A poem that reveals even more of Graves’ emphasis on serving the White Goddess is To Juan at the Winter Solstice. This poem, written to his son, who was born on the winter solstice, is another poem of direction. In this poem, Graves is telling his son how to live the intensified life. He is preaching that this can only be accomplished by committing oneself to serving the White Goddess. He begins with, “There is one story and one story only / That will prove worth your telling,” showing his son, and the reader as well, that the only way to use language in the modern world is to write of the White Goddess. To Graves, the only way to write poetry in the new age is the way he does.

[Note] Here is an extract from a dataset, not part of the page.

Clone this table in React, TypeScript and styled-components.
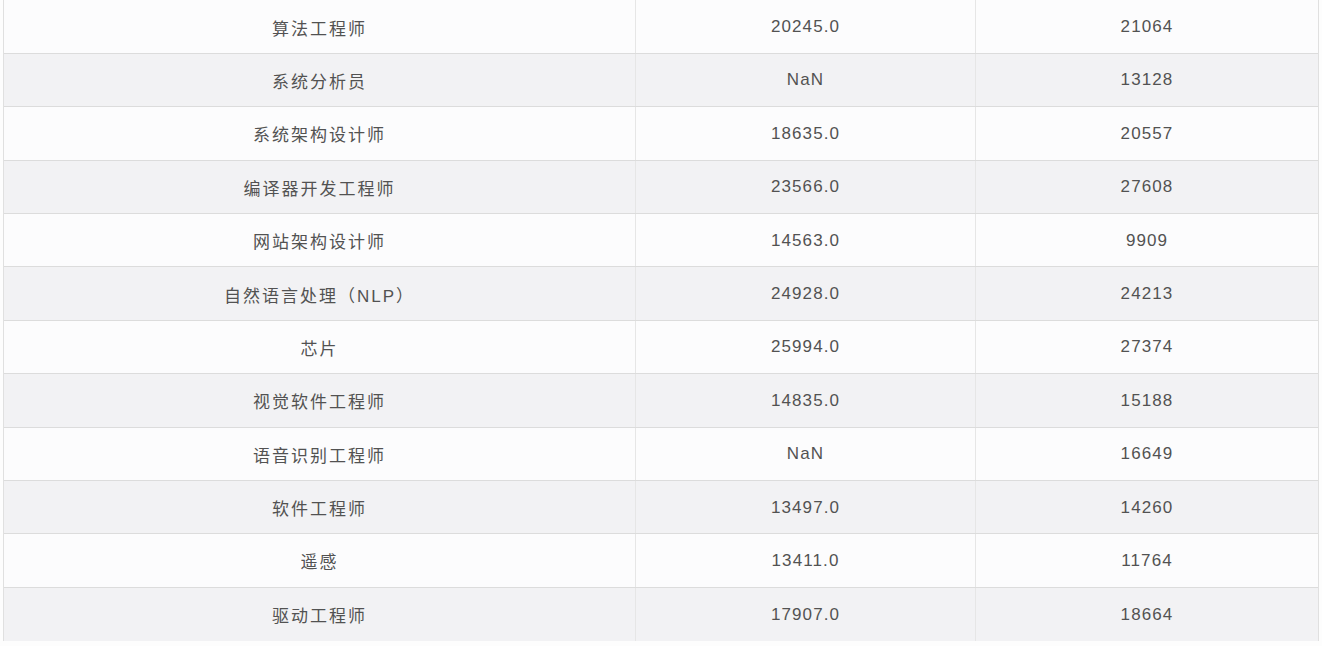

He talks of “strange beasts,” “silver beauty,” and royalty, all elements in keeping with his focus on the mythological as the direction for poetry in the modern world. “The undying snake from chaos hatched” symbolizes the very poetry of Robert Graves and those who choose to follow his lead. Born out of the chaos of modernity, evident in the poetry of T.S. Eliot, Graves’ poetry is undying because it serves the White Goddess. Like the snake which the Goddess created, the poetry that Graves creates will live on in a modern world where everything else seems to be broken and dying, which Eliot writes of in The Waste Land. Graves tells his son and his readers to “Dwell on her graciousness, dwell on her smiling.” Here, he tells us that we should devote ourselves to writing about the White Goddess that is poetry itself, using her majesty as material. To Juan at the Winter Solstice ends with the line “But nothing promised that is not performed.” Here, Graves warns that we must not fail in our promise to serve her and write her story. In this poem, Graves succeeds in “memorably and dramatically embody[ing] the myth,” contrary to the belief of Patrick J. Keane. Keane believes that Graves “most ambitious work falls short of its promise” to do so. However, the ordered

structure, aesthetic language, and devotion Graves expresses in the poem very effectively accomplishes his goals of being memorable and dramatic. In conclusion, T.S. Eliot and Robert Graves both wrote their poetry in response to the fractured modern world. They desired to find the right way to write their poetry in this new age and to fix what had been broken. For Eliot, however, poetry and language cannot accomplish this task, as shown through his fragmented poetry, whose chaos does not lead to a conclusion in the end. Eliot sees no way to alleviate the harshness of the modern world through poetry; all his poetry can do is reveal exactly that – the rough fragments of a broken world. Unlike Eliot, for Graves, this is fixable. Graves believes that he can succeed in fixing what has been broken by using the correct language. A devotion to the White Goddess of poetry and the romantic femininity can help one to recapture the wholeness that was lost in the modern age. Overall, both Eliot and Graves respond to their time period, but with different opinions as to what power language has in fixing it.